Vorm: onderbepaaldheid van togareglementen

Voor deze gelegenheid mocht ik een toga aan. Of dat terecht was, is nog maar de vraag:

  • In Vlaanderen wordt de titel ‘professor‘ toegekend vanaf het moment dat iemand tot het zelfstandig academisch personeel behoort. De graad (docent, hoofddocent, hoogleraar, gewoon hoogleraar) speelt daarbij geen rol.
  • In Nederland wordt de titel ‘professor’ enkel toegekend aan iemand die de graad van hoogleraar heeft. Nederlandse universitairen die docent of hoofddocent zijn, gelden er niet als professor en zij dragen bij promoties ook geen toga.

Vanaf oktober ben ik onderzoeksprofessor in Leuven in de graad van docent.
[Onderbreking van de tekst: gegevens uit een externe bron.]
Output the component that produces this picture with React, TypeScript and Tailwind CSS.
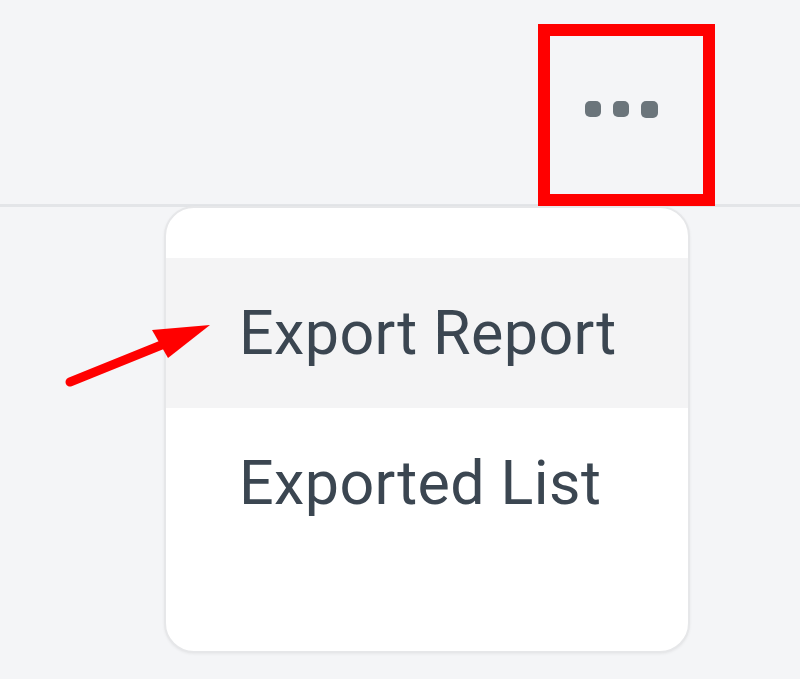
function RedArrow() {
  return (
    <svg className="absolute left-[64px] top-[318px]" width="152" height="72" viewBox="0 0 152 72">
      <path d="M6 64 L100 26" stroke="#ff0000" strokeWidth="9" strokeLinecap="round" />
      <path d="M146 7 L88 12 L104 40 Z" fill="#ff0000" />
    </svg>
  )
}

export default function App() {
  const items = ['Export Report', 'Exported List']
  return (
    <div className="relative w-[800px] h-[679px] bg-[#f4f5f7] overflow-hidden" style={{ fontFamily: 'Roboto, "Liberation Sans", sans-serif' }}>
      {/* top bar */}
      <div className="h-[207px] border-b-[3px] border-[#e3e5e8] flex justify-end items-start pt-[24px] pr-[85px]">
        <button className="w-[177px] h-[182px] border-[12px] border-[#ff0000] flex items-center justify-center gap-[12px] pb-[12px] pr-[10px]">
          <span className="w-[16px] h-[16px] rounded-[5px] bg-[#6b757b]" />
          <span className="w-[16px] h-[16px] rounded-[5px] bg-[#6b757b]" />
          <span className="w-[17px] h-[17px] rounded-[5px] bg-[#6b757b]" />
        </button>
      </div>

      {/* dropdown */}
      <div className="absolute left-[164px] top-[206px] w-[526px] h-[447px] bg-white rounded-[30px] border-2 border-[#e6e7e9] shadow-[0_1px_3px_rgba(0,0,0,0.06)] overflow-hidden pt-[50px]">
        {items.map((label, i) => (
          <div key={label}
            className={`h-[150px] flex items-center pl-[73px] text-[61px] tracking-[0.4px] leading-none text-[#3b4651] ${i === 0 ? 'bg-[#f4f4f5]' : ''}`}>
            {label}
          </div>
        ))}
      </div>

      <RedArrow />
    </div>
  )
}
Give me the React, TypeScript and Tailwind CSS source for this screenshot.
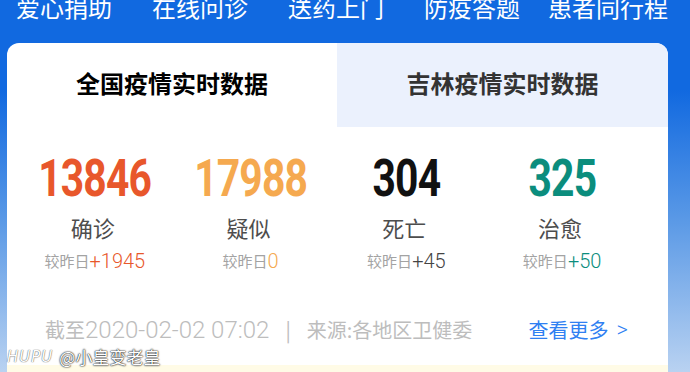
import React from "react";

const cjk = "font-['Noto_Sans_CJK_SC','Noto_Sans',sans-serif]";
const roboto = "font-['Roboto','Noto_Sans_CJK_SC',sans-serif]";

const stats = [
  { n: "13846", label: "确诊", delta: "+1945", nc: "text-[#e8572b]", dc: "text-[#e8572b]" },
  { n: "17988", label: "疑似", delta: "0", nc: "text-[#f5a94f]", dc: "text-[#f5a94f]" },
  { n: "304", label: "死亡", delta: "+45", nc: "text-[#111111]", dc: "text-[#444444]" },
  { n: "325", label: "治愈", delta: "+50", nc: "text-[#0b8d7d]", dc: "text-[#0b8d7d]" },
];

export default function App() {
  return (
    <div
      className={`relative w-[690px] h-[372px] overflow-hidden bg-[linear-gradient(180deg,#1169e0_0px,#1169e0_90px,#5a99e6_220px,#b9d2f1_372px)] ${cjk}`}
    >
      <div className="h-[43px] overflow-hidden">
        <div className="grid grid-cols-5 w-[680px] -ml-[4px] -mt-[5px] text-[24px] leading-[24px] text-white">
          {["爱心捐助", "在线问诊", "送药上门", "防疫答题", "患者同行程"].map((t) => (
            <div key={t} className="text-center whitespace-nowrap">
              {t}
            </div>
          ))}
        </div>
      </div>

      <div className="ml-[7px] w-[661px] bg-white rounded-t-[12px] overflow-hidden">
        <div className="flex h-[84px]">
          <div className="w-[330px] flex items-center justify-center pb-[5px] text-[24px] font-bold text-black">
            全国疫情实时数据
          </div>
          <div className="flex-1 flex items-center justify-center pb-[5px] bg-[#ebf1fd] text-[24px] font-bold text-[#333333]">
            吉林疫情实时数据
          </div>
        </div>

        <div className="grid grid-cols-4 w-[623px] ml-[10px] pt-[27px]">
          {stats.map((s) => (
            <div key={s.n} className="flex flex-col items-center">
              <div
                className={`text-[51px] leading-[50px] font-bold tracking-[-1px] scale-x-[0.8] ${roboto} ${s.nc}`}
              >
                {s.n}
              </div>
              <div className="mt-[8px] text-[22px] leading-[30px] text-[#4d4d4d] -ml-[4px]">{s.label}</div>
              <div className="mt-[9px] h-[20px] flex items-center whitespace-nowrap">
                <span className="text-[15px] leading-[20px] text-[#a3a3a3]">较昨日</span>
                <span className={`text-[20px] leading-[20px] font-light ${roboto} ${s.dc}`}>{s.delta}</span>
              </div>
            </div>
          ))}
        </div>

        <div className="flex items-center justify-between pl-[38px] pr-[40px] mt-[45px] h-[28px] text-[20px] leading-[28px]">
          <div className="flex items-center text-[#bdbdbd] whitespace-nowrap">
            <span>截至</span>
            <span className={`text-[24px] font-light ${roboto}`}>2020-02-02 07:02</span>
            <span className="mx-[16px]">|</span>
            <span>来源:各地区卫健委</span>
          </div>
          <div className="flex items-center gap-[8px] text-[#2f80f2] whitespace-nowrap">
            <span>查看更多</span>
            <span className={`text-[22px] font-light ${roboto}`}>&gt;</span>
          </div>
        </div>

        <div className="mt-[21px] h-[10px] bg-[#fffbe6]" />
      </div>

      <div className="absolute left-[7px] top-[347px] flex items-center gap-[6px] text-white">
        <span className="italic text-[15px] leading-[18px] tracking-[1px] font-['DejaVu_Sans',sans-serif] font-light [text-shadow:0_0_1px_#666,0_0_1px_#666]">
          HUPU
        </span>
        <span className="text-[17px] leading-[20px] [text-shadow:0_0_2px_#000,0_0_1px_#000]">@小皇变老皇</span>
      </div>
    </div>
  );
}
Het was me dus niet duidelijk of ik dan wel of niet een toga mocht dragen: moet je professor zijn of hoogleraar om een toga te dragen? Aangezien dit in Nederland synoniemen zijn, maar in Vlaanderen niet, is dit niet zo duidelijk.

Zelf zou ik op hoogleraar gokken, maar de thesispromotor besloot dat ze mij – en ik citeer – “bij deze gelegenheid best al in een toga kunnen hijsen”. En aangezien hij hoogleraar is en ik niet, heb ik maar braafjes geluisterd. Hoe zou je zelf zijn? ;-)

Ik heb de toga-situatie aan de KU Leuven nu eens opgezocht: de “professorale toga” wordt er gedragen vanaf de graad van hoofddocent – dus niet door alle professoren, maar de grens ligt evenmin bij de graad van hoogleraar. Extra verwarrend voor Vlaamse hoofddocenten in Nederlandse jury’s, maar in mijn geval suggereert het dat ik vandaag geen toga had mogen dragen. Anderzijds mag ik in Leuven wél een toga dragen, denk ik, namelijk de “doctorale toga”.

Kortom, of ik in Utrecht nu al dan niet terecht een toga heb gekregen, is mij nog steeds niet duidelijk. Om deze puzzel op te kunnen lossen zijn twee doctoraten blijkbaar niet genoeg. ;-)

Aangezien ik zelf geen toga in de kast heb hangen, werd het een Utrechtse leentoga.

Leentoga.

Leentoga.

Het thuisfront had om bewijzen gevraagd, maar er was geen fotograaf aanwezig bij de verdediging. (Dat gebeurt soms wel.) In de vergaderzaal hing er een spiegel naast de kast met baretten, dus maakte ik daar snel een togaselfie.

Togaselfie.

Togaselfie.

Bevindingen: lekker warm, zo’n toga. Daar kan ik wel aan wennen, geloof ik.

Opmerkelijk: de baret moet af tijdens het zitten, behalve voor vrouwen – die mogen zelf kiezen of ze de baret ophouden of niet als ze gaan zitten.

Voornemen: volgende keer niet huppelen, maar waardig schrijden. Dus niet denken “Joepie, ik heb een toga aan”, maar zwaarwichtige dingen denken, die ook de tred wat bezwaren.

Hm, zou “ingetogen” etymologisch verwant zijn aan “toga”, denk je?